On the question of non-strategic, non-intentional deception, I agree that deceptive alignment is much more concerning in the medium term. But suppose that we develop techniques for making models honest. If mechanistic interpretability, unsupervised knowledge detection, or another approach to ELK pans out, we’ll have models which reliably do what they believe is best according to their designer’s goals. What major risks might emerge at that point?
Like an honest AI, humans will often only do what they consciously believe is morally right. Yet the CEOs of tobacco and oil companies believe that their work is morally justified. Soldiers on both sides of a battlefield will believe they’re on the side of justice. Scientists often advance dangerous technologies in the names of truth and progress. Sometimes, these people are cynical, pursuing their self-interest even if they believe it’s immoral. But many believe they are doing the right thing. How do we explain that?

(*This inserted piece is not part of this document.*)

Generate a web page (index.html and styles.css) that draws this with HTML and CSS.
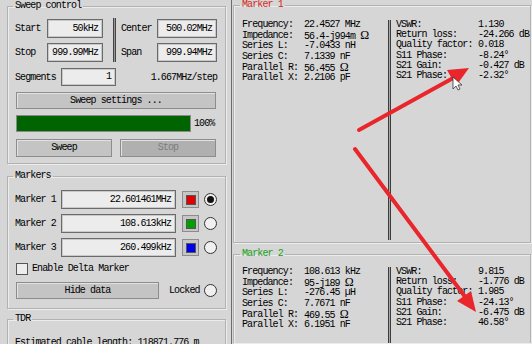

These are not cases of deception, but rather self-deception. These individuals operate in an environment where certain beliefs are advantageous. You will not become the CEO of a tobacco company or a leading military commander if you don’t believe your cause is justified. Even if everyone is perfectly honest about their own beliefs and only pursues what they believe is normatively right, the selection pressure from the environment is so strong that many powerful people will end up with harmful false beliefs.
Even if we build honest AI systems, they could be vulnerable to self-deception encouraged by environmental selection pressure. This is a longer term concern, and the first goal should be to build honest AI systems. But it’s important to keep in mind the problems that would not be solved by honesty alone.
Fully agree that this is a problem. My intuition that the self-deception part is much easier to solve than the “how do we make AIs honest in the first place” part.
If we had honest AIs that are convinced bad goals are justified, we would likely find ways to give them less power or deselect them early. The problem mostly arises when we can’t rely on the selection mechanisms because the AI games them.